**Do this**
Transcribe the listing in full, excluding any pictures.
* BEGIN Dataset excerpt *
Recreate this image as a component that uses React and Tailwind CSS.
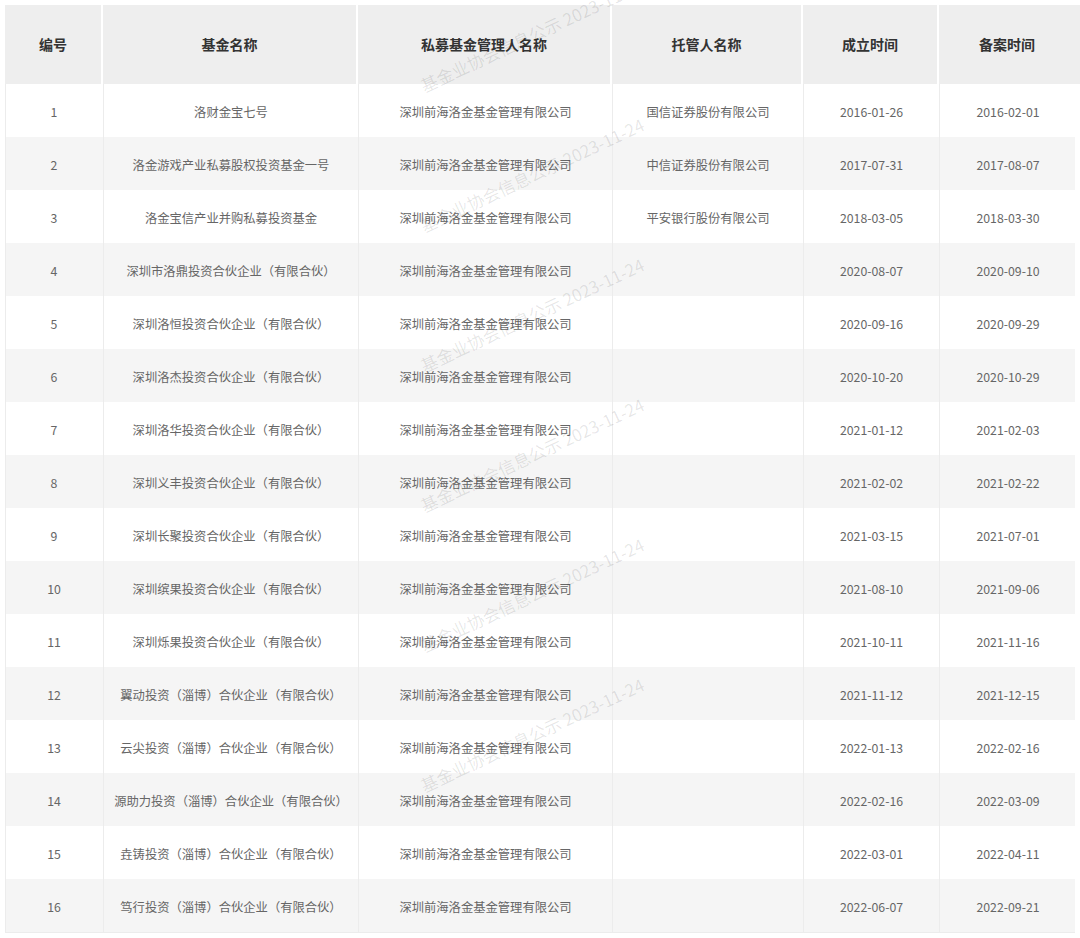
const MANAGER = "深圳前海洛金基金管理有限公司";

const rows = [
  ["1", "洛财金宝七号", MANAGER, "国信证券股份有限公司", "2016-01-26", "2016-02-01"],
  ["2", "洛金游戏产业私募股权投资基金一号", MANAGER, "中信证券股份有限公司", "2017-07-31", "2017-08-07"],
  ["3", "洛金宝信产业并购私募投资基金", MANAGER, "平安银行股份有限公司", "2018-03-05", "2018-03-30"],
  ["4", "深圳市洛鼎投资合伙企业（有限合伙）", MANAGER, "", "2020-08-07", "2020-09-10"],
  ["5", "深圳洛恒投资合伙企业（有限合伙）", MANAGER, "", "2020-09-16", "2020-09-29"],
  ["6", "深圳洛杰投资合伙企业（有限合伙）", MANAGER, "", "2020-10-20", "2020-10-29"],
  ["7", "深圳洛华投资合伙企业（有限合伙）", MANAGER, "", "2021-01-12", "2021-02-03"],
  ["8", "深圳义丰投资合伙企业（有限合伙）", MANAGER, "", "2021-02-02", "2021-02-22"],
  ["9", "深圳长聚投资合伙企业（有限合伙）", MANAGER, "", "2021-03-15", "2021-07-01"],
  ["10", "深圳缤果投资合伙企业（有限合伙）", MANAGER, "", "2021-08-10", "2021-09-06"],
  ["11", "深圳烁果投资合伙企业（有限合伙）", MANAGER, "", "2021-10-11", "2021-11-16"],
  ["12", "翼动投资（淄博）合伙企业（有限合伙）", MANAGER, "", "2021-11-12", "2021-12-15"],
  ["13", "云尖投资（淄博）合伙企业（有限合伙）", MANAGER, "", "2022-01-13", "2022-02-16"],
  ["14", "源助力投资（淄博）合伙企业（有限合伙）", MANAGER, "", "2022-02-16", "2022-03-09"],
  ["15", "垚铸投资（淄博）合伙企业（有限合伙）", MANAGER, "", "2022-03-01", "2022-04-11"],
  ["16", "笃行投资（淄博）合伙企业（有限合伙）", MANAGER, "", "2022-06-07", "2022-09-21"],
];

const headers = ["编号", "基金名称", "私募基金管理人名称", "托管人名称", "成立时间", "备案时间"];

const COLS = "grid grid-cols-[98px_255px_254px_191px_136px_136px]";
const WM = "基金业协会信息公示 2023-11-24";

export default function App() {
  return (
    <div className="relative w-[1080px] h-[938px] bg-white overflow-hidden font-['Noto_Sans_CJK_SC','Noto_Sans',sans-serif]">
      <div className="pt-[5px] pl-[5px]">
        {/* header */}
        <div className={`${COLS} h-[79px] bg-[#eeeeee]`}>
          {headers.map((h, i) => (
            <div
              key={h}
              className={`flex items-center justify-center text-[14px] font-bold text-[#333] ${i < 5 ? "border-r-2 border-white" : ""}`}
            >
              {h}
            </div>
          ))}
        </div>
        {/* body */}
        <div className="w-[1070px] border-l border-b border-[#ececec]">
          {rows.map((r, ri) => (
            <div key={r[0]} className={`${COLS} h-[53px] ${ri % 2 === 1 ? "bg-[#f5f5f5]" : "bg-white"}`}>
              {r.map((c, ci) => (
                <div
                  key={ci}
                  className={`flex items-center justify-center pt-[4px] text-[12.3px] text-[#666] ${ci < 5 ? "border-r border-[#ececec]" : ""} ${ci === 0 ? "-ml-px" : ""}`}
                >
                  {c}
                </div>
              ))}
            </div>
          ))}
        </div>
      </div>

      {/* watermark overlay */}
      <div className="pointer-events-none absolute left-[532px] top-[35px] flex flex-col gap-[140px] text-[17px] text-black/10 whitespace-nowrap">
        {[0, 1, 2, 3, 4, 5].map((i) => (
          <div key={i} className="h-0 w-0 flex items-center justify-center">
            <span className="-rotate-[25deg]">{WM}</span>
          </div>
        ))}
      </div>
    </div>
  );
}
* END Dataset excerpt *
**Task solution**
Recreate this image as a component that uses React and Tailwind CSS.
const MANAGER = "深圳前海洛金基金管理有限公司";

const rows = [
  ["1", "洛财金宝七号", MANAGER, "国信证券股份有限公司", "2016-01-26", "2016-02-01"],
  ["2", "洛金游戏产业私募股权投资基金一号", MANAGER, "中信证券股份有限公司", "2017-07-31", "2017-08-07"],
  ["3", "洛金宝信产业并购私募投资基金", MANAGER, "平安银行股份有限公司", "2018-03-05", "2018-03-30"],
  ["4", "深圳市洛鼎投资合伙企业（有限合伙）", MANAGER, "", "2020-08-07", "2020-09-10"],
  ["5", "深圳洛恒投资合伙企业（有限合伙）", MANAGER, "", "2020-09-16", "2020-09-29"],
  ["6", "深圳洛杰投资合伙企业（有限合伙）", MANAGER, "", "2020-10-20", "2020-10-29"],
  ["7", "深圳洛华投资合伙企业（有限合伙）", MANAGER, "", "2021-01-12", "2021-02-03"],
  ["8", "深圳义丰投资合伙企业（有限合伙）", MANAGER, "", "2021-02-02", "2021-02-22"],
  ["9", "深圳长聚投资合伙企业（有限合伙）", MANAGER, "", "2021-03-15", "2021-07-01"],
  ["10", "深圳缤果投资合伙企业（有限合伙）", MANAGER, "", "2021-08-10", "2021-09-06"],
  ["11", "深圳烁果投资合伙企业（有限合伙）", MANAGER, "", "2021-10-11", "2021-11-16"],
  ["12", "翼动投资（淄博）合伙企业（有限合伙）", MANAGER, "", "2021-11-12", "2021-12-15"],
  ["13", "云尖投资（淄博）合伙企业（有限合伙）", MANAGER, "", "2022-01-13", "2022-02-16"],
  ["14", "源助力投资（淄博）合伙企业（有限合伙）", MANAGER, "", "2022-02-16", "2022-03-09"],
  ["15", "垚铸投资（淄博）合伙企业（有限合伙）", MANAGER, "", "2022-03-01", "2022-04-11"],
  ["16", "笃行投资（淄博）合伙企业（有限合伙）", MANAGER, "", "2022-06-07", "2022-09-21"],
];

const headers = ["编号", "基金名称", "私募基金管理人名称", "托管人名称", "成立时间", "备案时间"];

const COLS = "grid grid-cols-[98px_255px_254px_191px_136px_136px]";
const WM = "基金业协会信息公示 2023-11-24";

export default function App() {
  return (
    <div className="relative w-[1080px] h-[938px] bg-white overflow-hidden font-['Noto_Sans_CJK_SC','Noto_Sans',sans-serif]">
      <div className="pt-[5px] pl-[5px]">
        {/* header */}
        <div className={`${COLS} h-[79px] bg-[#eeeeee]`}>
          {headers.map((h, i) => (
            <div
              key={h}
              className={`flex items-center justify-center text-[14px] font-bold text-[#333] ${i < 5 ? "border-r-2 border-white" : ""}`}
            >
              {h}
            </div>
          ))}
        </div>
        {/* body */}
        <div className="w-[1070px] border-l border-b border-[#ececec]">
          {rows.map((r, ri) => (
            <div key={r[0]} className={`${COLS} h-[53px] ${ri % 2 === 1 ? "bg-[#f5f5f5]" : "bg-white"}`}>
              {r.map((c, ci) => (
                <div
                  key={ci}
                  className={`flex items-center justify-center pt-[4px] text-[12.3px] text-[#666] ${ci < 5 ? "border-r border-[#ececec]" : ""} ${ci === 0 ? "-ml-px" : ""}`}
                >
                  {c}
                </div>
              ))}
            </div>
          ))}
        </div>
      </div>

      {/* watermark overlay */}
      <div className="pointer-events-none absolute left-[532px] top-[35px] flex flex-col gap-[140px] text-[17px] text-black/10 whitespace-nowrap">
        {[0, 1, 2, 3, 4, 5].map((i) => (
          <div key={i} className="h-0 w-0 flex items-center justify-center">
            <span className="-rotate-[25deg]">{WM}</span>
          </div>
        ))}
      </div>
    </div>
  );
}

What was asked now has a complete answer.